╔══

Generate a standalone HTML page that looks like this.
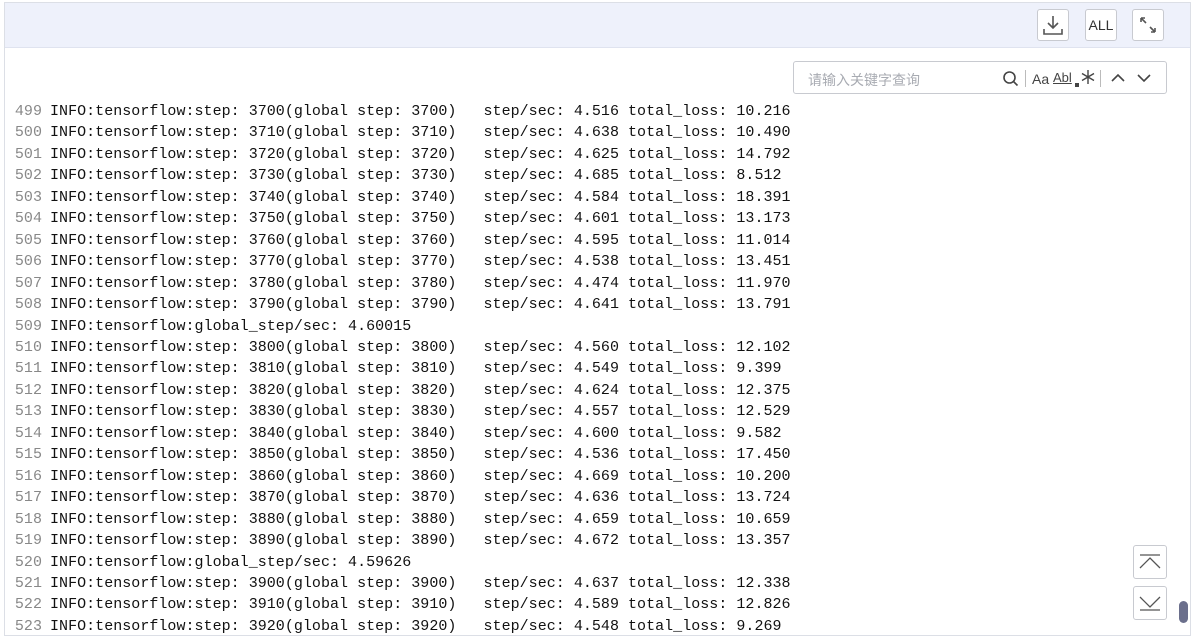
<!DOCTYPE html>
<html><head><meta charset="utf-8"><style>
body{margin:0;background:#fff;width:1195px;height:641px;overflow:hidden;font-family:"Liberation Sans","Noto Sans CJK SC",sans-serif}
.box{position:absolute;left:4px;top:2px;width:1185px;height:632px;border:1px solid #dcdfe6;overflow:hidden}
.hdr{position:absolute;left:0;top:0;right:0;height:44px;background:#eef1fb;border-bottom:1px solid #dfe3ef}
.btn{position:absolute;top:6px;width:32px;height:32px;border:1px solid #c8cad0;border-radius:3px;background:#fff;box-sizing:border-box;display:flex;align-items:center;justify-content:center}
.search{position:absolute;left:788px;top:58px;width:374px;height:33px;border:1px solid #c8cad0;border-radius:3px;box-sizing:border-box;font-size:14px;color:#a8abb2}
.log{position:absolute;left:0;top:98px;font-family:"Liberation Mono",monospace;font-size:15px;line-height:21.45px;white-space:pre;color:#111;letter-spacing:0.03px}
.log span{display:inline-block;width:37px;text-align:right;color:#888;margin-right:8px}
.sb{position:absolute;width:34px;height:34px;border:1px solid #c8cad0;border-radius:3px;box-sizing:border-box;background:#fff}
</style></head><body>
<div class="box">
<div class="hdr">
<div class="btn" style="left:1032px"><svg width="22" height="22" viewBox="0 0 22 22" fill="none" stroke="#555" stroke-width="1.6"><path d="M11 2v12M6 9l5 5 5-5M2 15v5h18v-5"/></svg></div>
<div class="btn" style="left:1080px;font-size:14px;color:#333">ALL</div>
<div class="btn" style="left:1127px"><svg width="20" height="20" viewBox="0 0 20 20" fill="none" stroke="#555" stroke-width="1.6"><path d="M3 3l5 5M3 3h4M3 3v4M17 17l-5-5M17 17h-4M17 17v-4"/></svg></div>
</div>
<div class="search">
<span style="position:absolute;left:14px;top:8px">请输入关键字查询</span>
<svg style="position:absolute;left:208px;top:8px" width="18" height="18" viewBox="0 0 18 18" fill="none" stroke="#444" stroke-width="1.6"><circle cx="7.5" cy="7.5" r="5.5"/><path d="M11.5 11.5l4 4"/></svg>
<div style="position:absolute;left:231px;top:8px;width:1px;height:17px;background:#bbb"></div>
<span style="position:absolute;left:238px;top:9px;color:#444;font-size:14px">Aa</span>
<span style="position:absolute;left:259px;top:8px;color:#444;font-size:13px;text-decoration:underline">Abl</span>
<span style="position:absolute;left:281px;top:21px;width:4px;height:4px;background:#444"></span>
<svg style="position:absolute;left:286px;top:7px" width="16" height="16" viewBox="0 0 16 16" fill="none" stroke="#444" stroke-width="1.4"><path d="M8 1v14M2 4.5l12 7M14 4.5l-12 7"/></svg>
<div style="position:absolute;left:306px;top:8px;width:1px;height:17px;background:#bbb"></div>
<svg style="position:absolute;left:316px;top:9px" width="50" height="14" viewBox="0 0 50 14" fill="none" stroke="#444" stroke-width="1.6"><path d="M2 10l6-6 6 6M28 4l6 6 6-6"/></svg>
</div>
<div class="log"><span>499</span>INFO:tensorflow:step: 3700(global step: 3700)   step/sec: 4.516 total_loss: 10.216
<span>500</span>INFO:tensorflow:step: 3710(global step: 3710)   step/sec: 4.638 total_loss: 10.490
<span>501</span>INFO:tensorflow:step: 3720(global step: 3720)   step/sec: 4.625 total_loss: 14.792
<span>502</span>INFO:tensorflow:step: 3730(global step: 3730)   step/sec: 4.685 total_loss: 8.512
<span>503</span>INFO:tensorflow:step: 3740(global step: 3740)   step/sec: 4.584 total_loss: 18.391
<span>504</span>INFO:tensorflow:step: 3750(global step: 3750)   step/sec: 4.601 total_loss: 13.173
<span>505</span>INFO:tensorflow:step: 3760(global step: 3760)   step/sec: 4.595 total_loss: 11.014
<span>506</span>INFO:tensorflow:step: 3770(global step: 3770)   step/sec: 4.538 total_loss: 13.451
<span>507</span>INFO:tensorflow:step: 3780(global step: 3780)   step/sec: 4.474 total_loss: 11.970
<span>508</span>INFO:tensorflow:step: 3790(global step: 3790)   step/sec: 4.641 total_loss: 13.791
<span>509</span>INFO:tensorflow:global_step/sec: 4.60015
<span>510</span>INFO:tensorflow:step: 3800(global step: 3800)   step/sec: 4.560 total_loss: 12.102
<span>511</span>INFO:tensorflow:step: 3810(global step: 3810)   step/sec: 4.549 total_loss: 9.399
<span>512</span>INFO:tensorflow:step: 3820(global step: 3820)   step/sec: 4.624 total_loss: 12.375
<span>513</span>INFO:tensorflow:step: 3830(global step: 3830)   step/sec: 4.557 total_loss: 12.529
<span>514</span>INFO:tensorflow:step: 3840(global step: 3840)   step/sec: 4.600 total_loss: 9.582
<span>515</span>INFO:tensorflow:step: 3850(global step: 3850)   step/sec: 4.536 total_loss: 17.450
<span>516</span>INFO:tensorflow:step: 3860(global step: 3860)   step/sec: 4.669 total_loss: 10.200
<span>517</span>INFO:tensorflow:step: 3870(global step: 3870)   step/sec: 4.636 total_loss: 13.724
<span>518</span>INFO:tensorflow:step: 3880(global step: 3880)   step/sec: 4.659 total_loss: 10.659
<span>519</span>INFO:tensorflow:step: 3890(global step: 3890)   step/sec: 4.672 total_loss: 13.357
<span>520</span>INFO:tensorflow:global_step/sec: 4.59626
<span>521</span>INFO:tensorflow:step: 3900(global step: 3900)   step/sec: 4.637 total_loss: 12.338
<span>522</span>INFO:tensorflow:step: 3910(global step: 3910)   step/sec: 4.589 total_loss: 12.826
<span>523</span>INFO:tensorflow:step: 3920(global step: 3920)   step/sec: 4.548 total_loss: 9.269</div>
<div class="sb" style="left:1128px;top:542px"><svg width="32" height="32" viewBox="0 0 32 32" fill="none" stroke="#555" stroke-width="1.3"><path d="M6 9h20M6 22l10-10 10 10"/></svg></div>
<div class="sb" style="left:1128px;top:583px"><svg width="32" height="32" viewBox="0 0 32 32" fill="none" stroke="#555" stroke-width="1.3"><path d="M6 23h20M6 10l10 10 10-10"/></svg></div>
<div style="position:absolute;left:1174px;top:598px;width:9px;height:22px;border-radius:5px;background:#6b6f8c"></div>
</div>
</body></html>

╚══

PROBLEM DETAILS: Reproduce the material above verbatim; omit every picture.

EXERCISE RESULT:
Generate a standalone HTML page that looks like this.
<!DOCTYPE html>
<html><head><meta charset="utf-8"><style>
body{margin:0;background:#fff;width:1195px;height:641px;overflow:hidden;font-family:"Liberation Sans","Noto Sans CJK SC",sans-serif}
.box{position:absolute;left:4px;top:2px;width:1185px;height:632px;border:1px solid #dcdfe6;overflow:hidden}
.hdr{position:absolute;left:0;top:0;right:0;height:44px;background:#eef1fb;border-bottom:1px solid #dfe3ef}
.btn{position:absolute;top:6px;width:32px;height:32px;border:1px solid #c8cad0;border-radius:3px;background:#fff;box-sizing:border-box;display:flex;align-items:center;justify-content:center}
.search{position:absolute;left:788px;top:58px;width:374px;height:33px;border:1px solid #c8cad0;border-radius:3px;box-sizing:border-box;font-size:14px;color:#a8abb2}
.log{position:absolute;left:0;top:98px;font-family:"Liberation Mono",monospace;font-size:15px;line-height:21.45px;white-space:pre;color:#111;letter-spacing:0.03px}
.log span{display:inline-block;width:37px;text-align:right;color:#888;margin-right:8px}
.sb{position:absolute;width:34px;height:34px;border:1px solid #c8cad0;border-radius:3px;box-sizing:border-box;background:#fff}
</style></head><body>
<div class="box">
<div class="hdr">
<div class="btn" style="left:1032px"><svg width="22" height="22" viewBox="0 0 22 22" fill="none" stroke="#555" stroke-width="1.6"><path d="M11 2v12M6 9l5 5 5-5M2 15v5h18v-5"/></svg></div>
<div class="btn" style="left:1080px;font-size:14px;color:#333">ALL</div>
<div class="btn" style="left:1127px"><svg width="20" height="20" viewBox="0 0 20 20" fill="none" stroke="#555" stroke-width="1.6"><path d="M3 3l5 5M3 3h4M3 3v4M17 17l-5-5M17 17h-4M17 17v-4"/></svg></div>
</div>
<div class="search">
<span style="position:absolute;left:14px;top:8px">请输入关键字查询</span>
<svg style="position:absolute;left:208px;top:8px" width="18" height="18" viewBox="0 0 18 18" fill="none" stroke="#444" stroke-width="1.6"><circle cx="7.5" cy="7.5" r="5.5"/><path d="M11.5 11.5l4 4"/></svg>
<div style="position:absolute;left:231px;top:8px;width:1px;height:17px;background:#bbb"></div>
<span style="position:absolute;left:238px;top:9px;color:#444;font-size:14px">Aa</span>
<span style="position:absolute;left:259px;top:8px;color:#444;font-size:13px;text-decoration:underline">Abl</span>
<span style="position:absolute;left:281px;top:21px;width:4px;height:4px;background:#444"></span>
<svg style="position:absolute;left:286px;top:7px" width="16" height="16" viewBox="0 0 16 16" fill="none" stroke="#444" stroke-width="1.4"><path d="M8 1v14M2 4.5l12 7M14 4.5l-12 7"/></svg>
<div style="position:absolute;left:306px;top:8px;width:1px;height:17px;background:#bbb"></div>
<svg style="position:absolute;left:316px;top:9px" width="50" height="14" viewBox="0 0 50 14" fill="none" stroke="#444" stroke-width="1.6"><path d="M2 10l6-6 6 6M28 4l6 6 6-6"/></svg>
</div>
<div class="log"><span>499</span>INFO:tensorflow:step: 3700(global step: 3700)   step/sec: 4.516 total_loss: 10.216
<span>500</span>INFO:tensorflow:step: 3710(global step: 3710)   step/sec: 4.638 total_loss: 10.490
<span>501</span>INFO:tensorflow:step: 3720(global step: 3720)   step/sec: 4.625 total_loss: 14.792
<span>502</span>INFO:tensorflow:step: 3730(global step: 3730)   step/sec: 4.685 total_loss: 8.512
<span>503</span>INFO:tensorflow:step: 3740(global step: 3740)   step/sec: 4.584 total_loss: 18.391
<span>504</span>INFO:tensorflow:step: 3750(global step: 3750)   step/sec: 4.601 total_loss: 13.173
<span>505</span>INFO:tensorflow:step: 3760(global step: 3760)   step/sec: 4.595 total_loss: 11.014
<span>506</span>INFO:tensorflow:step: 3770(global step: 3770)   step/sec: 4.538 total_loss: 13.451
<span>507</span>INFO:tensorflow:step: 3780(global step: 3780)   step/sec: 4.474 total_loss: 11.970
<span>508</span>INFO:tensorflow:step: 3790(global step: 3790)   step/sec: 4.641 total_loss: 13.791
<span>509</span>INFO:tensorflow:global_step/sec: 4.60015
<span>510</span>INFO:tensorflow:step: 3800(global step: 3800)   step/sec: 4.560 total_loss: 12.102
<span>511</span>INFO:tensorflow:step: 3810(global step: 3810)   step/sec: 4.549 total_loss: 9.399
<span>512</span>INFO:tensorflow:step: 3820(global step: 3820)   step/sec: 4.624 total_loss: 12.375
<span>513</span>INFO:tensorflow:step: 3830(global step: 3830)   step/sec: 4.557 total_loss: 12.529
<span>514</span>INFO:tensorflow:step: 3840(global step: 3840)   step/sec: 4.600 total_loss: 9.582
<span>515</span>INFO:tensorflow:step: 3850(global step: 3850)   step/sec: 4.536 total_loss: 17.450
<span>516</span>INFO:tensorflow:step: 3860(global step: 3860)   step/sec: 4.669 total_loss: 10.200
<span>517</span>INFO:tensorflow:step: 3870(global step: 3870)   step/sec: 4.636 total_loss: 13.724
<span>518</span>INFO:tensorflow:step: 3880(global step: 3880)   step/sec: 4.659 total_loss: 10.659
<span>519</span>INFO:tensorflow:step: 3890(global step: 3890)   step/sec: 4.672 total_loss: 13.357
<span>520</span>INFO:tensorflow:global_step/sec: 4.59626
<span>521</span>INFO:tensorflow:step: 3900(global step: 3900)   step/sec: 4.637 total_loss: 12.338
<span>522</span>INFO:tensorflow:step: 3910(global step: 3910)   step/sec: 4.589 total_loss: 12.826
<span>523</span>INFO:tensorflow:step: 3920(global step: 3920)   step/sec: 4.548 total_loss: 9.269</div>
<div class="sb" style="left:1128px;top:542px"><svg width="32" height="32" viewBox="0 0 32 32" fill="none" stroke="#555" stroke-width="1.3"><path d="M6 9h20M6 22l10-10 10 10"/></svg></div>
<div class="sb" style="left:1128px;top:583px"><svg width="32" height="32" viewBox="0 0 32 32" fill="none" stroke="#555" stroke-width="1.3"><path d="M6 23h20M6 10l10 10 10-10"/></svg></div>
<div style="position:absolute;left:1174px;top:598px;width:9px;height:22px;border-radius:5px;background:#6b6f8c"></div>
</div>
</body></html>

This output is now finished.